Extracted records
▬▬▬▬▬▬

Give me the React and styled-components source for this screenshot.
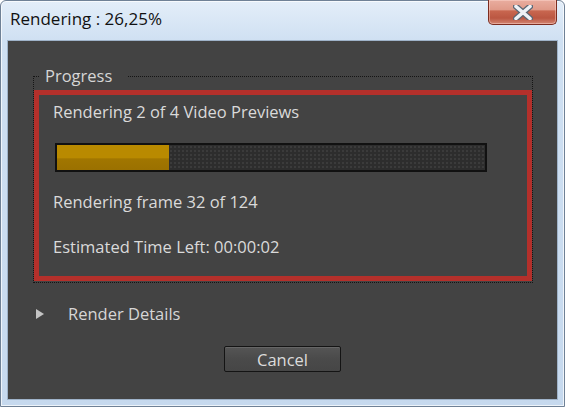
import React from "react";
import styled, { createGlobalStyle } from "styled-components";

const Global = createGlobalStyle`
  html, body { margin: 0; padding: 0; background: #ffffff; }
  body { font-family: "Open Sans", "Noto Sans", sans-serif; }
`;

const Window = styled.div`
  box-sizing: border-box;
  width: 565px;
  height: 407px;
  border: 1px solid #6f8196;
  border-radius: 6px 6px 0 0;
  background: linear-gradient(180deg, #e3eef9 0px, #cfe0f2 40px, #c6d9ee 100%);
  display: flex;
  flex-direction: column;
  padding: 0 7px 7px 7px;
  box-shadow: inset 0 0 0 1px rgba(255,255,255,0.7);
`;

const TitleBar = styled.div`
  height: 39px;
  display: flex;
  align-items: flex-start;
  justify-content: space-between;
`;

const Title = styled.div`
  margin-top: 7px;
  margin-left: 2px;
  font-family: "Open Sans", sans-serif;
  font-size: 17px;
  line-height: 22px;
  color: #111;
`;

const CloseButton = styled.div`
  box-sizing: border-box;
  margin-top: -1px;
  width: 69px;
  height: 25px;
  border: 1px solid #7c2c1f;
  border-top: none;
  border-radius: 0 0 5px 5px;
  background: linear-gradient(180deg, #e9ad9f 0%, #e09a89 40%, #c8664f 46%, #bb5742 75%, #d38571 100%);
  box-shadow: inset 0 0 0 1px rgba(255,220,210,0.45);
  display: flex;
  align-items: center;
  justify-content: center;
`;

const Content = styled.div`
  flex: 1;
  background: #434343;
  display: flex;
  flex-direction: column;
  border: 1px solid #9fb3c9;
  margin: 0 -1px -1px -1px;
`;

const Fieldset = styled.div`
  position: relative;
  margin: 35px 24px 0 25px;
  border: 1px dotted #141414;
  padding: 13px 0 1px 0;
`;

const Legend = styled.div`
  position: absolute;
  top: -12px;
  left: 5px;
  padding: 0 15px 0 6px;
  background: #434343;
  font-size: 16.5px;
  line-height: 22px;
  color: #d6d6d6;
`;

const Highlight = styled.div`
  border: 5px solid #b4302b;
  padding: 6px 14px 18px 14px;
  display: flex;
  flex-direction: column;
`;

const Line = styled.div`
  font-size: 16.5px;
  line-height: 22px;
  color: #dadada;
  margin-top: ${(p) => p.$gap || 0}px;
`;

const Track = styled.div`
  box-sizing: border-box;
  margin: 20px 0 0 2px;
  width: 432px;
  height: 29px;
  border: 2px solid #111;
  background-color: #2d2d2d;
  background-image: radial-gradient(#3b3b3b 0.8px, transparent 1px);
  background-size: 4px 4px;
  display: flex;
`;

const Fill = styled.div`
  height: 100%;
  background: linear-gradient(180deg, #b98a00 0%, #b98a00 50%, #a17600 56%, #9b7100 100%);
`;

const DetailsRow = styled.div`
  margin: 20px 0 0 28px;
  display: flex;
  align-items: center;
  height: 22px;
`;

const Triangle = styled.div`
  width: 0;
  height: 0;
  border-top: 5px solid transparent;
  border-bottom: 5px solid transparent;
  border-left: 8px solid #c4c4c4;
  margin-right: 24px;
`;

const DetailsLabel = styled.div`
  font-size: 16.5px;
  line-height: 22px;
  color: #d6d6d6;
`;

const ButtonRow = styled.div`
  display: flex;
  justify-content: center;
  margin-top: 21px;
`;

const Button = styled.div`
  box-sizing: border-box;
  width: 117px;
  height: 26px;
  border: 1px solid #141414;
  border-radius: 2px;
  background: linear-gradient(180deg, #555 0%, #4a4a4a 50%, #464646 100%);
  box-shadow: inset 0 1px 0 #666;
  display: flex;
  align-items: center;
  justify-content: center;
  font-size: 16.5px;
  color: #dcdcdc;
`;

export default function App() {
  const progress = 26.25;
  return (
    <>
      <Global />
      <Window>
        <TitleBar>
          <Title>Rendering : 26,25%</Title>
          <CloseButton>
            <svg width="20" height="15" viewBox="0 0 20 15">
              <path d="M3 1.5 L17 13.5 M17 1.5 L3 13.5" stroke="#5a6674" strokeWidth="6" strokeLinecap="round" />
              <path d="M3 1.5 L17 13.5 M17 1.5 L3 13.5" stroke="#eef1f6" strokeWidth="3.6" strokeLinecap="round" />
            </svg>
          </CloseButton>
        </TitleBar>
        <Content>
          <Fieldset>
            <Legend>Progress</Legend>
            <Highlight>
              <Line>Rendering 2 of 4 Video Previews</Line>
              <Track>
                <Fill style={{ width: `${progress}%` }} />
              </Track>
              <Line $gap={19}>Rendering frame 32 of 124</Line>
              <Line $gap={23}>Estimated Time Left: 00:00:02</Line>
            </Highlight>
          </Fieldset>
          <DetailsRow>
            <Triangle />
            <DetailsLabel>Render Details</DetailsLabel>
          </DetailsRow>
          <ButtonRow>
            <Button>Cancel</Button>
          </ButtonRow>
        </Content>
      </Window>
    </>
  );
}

▬▬▬▬▬▬

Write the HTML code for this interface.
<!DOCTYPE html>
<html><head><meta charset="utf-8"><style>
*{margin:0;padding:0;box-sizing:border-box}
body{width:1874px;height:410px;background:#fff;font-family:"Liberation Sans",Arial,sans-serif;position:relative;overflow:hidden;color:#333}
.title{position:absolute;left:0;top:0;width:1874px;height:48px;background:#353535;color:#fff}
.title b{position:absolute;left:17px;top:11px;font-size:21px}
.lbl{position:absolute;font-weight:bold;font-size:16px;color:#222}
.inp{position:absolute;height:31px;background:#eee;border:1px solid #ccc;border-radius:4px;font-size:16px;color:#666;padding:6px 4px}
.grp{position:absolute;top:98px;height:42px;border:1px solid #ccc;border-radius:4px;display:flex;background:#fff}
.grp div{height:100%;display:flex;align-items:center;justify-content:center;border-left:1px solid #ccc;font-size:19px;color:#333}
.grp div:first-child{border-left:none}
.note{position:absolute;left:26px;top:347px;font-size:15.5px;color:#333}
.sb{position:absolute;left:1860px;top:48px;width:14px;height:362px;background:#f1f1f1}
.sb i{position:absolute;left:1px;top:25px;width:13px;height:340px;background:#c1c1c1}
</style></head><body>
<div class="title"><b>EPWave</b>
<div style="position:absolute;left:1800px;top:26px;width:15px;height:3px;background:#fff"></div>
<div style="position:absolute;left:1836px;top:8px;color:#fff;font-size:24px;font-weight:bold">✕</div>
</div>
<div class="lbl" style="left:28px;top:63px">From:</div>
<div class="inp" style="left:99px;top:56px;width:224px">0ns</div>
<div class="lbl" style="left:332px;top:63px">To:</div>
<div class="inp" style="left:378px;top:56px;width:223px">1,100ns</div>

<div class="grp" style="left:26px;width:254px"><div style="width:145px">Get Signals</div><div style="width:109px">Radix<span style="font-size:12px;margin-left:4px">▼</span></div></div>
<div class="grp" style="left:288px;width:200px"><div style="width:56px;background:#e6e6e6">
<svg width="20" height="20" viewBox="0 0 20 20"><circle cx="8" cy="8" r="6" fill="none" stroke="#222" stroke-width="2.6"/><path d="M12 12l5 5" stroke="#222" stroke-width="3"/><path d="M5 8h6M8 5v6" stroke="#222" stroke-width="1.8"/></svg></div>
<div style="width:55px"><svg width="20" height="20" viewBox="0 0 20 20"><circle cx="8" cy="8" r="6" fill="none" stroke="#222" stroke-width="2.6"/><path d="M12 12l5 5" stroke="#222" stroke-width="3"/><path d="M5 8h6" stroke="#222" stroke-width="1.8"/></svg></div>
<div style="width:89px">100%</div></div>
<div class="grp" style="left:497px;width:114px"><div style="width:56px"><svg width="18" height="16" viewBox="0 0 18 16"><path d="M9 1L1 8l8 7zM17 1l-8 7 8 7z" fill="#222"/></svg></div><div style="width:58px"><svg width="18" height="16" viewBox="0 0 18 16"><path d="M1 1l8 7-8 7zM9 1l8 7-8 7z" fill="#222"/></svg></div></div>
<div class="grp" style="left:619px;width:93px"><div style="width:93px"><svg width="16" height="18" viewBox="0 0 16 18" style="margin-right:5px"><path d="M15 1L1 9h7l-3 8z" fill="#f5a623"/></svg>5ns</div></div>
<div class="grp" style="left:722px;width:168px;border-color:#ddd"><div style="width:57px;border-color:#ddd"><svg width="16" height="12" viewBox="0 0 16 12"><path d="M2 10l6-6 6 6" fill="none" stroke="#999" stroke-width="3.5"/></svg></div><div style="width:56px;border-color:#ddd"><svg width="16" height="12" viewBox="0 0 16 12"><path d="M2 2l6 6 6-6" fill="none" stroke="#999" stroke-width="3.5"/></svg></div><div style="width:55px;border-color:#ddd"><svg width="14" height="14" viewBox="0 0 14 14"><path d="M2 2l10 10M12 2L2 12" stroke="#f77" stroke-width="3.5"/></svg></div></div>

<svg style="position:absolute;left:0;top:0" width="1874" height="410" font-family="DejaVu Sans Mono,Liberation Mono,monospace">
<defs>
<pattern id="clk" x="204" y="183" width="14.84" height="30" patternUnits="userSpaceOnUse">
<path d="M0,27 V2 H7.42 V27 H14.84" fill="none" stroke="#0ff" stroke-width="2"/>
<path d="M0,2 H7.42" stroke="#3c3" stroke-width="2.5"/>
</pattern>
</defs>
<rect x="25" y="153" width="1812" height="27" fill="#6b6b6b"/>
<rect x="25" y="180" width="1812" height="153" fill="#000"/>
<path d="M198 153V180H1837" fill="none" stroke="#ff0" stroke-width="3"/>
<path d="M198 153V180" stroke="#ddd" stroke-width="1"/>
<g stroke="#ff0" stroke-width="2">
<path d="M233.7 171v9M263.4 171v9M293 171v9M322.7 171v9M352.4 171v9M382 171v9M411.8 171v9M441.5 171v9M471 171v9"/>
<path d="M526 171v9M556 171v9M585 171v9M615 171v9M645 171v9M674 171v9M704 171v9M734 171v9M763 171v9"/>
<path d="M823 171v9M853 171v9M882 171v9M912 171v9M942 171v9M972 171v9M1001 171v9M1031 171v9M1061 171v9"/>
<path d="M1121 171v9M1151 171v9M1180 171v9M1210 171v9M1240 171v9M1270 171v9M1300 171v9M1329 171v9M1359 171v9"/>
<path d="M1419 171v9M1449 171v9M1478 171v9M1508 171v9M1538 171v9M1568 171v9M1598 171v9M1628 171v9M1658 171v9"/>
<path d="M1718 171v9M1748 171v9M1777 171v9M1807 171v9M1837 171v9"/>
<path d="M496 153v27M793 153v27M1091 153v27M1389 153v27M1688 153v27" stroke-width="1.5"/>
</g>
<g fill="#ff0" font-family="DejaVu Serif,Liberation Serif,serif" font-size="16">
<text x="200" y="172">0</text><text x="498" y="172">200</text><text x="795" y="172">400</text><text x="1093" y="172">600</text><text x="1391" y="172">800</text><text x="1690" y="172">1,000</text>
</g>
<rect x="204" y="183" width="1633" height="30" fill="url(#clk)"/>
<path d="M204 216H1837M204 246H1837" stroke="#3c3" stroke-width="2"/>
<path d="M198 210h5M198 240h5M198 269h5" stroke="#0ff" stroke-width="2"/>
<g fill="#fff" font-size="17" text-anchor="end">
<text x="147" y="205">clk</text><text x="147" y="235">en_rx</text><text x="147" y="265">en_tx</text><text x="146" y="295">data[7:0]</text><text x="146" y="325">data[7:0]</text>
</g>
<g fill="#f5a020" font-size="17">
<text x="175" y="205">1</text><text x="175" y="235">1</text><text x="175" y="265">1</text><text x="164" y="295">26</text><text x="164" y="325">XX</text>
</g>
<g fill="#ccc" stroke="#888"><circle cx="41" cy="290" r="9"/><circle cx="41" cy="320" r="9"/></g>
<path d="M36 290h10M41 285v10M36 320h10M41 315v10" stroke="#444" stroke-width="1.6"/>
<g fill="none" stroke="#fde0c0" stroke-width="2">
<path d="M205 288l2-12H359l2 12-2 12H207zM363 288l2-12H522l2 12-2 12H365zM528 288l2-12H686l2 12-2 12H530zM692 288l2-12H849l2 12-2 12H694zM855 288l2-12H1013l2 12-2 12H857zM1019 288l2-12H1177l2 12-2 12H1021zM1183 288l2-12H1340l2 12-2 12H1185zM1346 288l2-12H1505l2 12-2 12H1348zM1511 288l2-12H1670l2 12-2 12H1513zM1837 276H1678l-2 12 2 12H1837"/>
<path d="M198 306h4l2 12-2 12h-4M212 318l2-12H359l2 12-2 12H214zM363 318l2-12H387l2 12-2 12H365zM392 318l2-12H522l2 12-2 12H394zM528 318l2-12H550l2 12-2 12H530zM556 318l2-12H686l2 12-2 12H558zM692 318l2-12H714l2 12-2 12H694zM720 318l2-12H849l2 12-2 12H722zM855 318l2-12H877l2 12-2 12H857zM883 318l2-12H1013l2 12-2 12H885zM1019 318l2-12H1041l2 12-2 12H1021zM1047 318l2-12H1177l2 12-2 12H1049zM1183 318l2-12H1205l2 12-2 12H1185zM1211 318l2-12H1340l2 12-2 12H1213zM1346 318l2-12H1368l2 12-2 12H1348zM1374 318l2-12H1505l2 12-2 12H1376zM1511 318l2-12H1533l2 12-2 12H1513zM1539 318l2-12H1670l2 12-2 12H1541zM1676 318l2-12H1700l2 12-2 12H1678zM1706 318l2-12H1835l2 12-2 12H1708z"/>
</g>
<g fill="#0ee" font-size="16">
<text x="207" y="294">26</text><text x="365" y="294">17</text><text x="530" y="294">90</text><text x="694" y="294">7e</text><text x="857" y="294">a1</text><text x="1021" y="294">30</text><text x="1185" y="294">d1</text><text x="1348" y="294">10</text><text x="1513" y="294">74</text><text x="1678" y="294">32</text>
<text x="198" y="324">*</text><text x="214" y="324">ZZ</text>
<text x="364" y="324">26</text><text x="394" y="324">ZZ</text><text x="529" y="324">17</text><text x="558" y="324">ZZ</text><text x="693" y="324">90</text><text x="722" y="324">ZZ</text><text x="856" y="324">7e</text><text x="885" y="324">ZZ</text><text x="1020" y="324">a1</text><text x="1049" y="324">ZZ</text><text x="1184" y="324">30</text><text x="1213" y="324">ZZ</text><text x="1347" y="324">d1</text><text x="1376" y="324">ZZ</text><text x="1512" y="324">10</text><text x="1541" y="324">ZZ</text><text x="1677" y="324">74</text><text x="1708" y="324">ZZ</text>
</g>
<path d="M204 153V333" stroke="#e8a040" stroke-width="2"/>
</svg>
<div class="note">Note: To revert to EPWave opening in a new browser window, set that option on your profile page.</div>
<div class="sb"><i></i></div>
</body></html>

▬▬▬▬▬▬

SHORT TASK
Which lines hold the word "components"? Copy each of them from the records.

THE RESPONSE
Give me the React and styled-components source for this screenshot.
import styled, { createGlobalStyle } from "styled-components";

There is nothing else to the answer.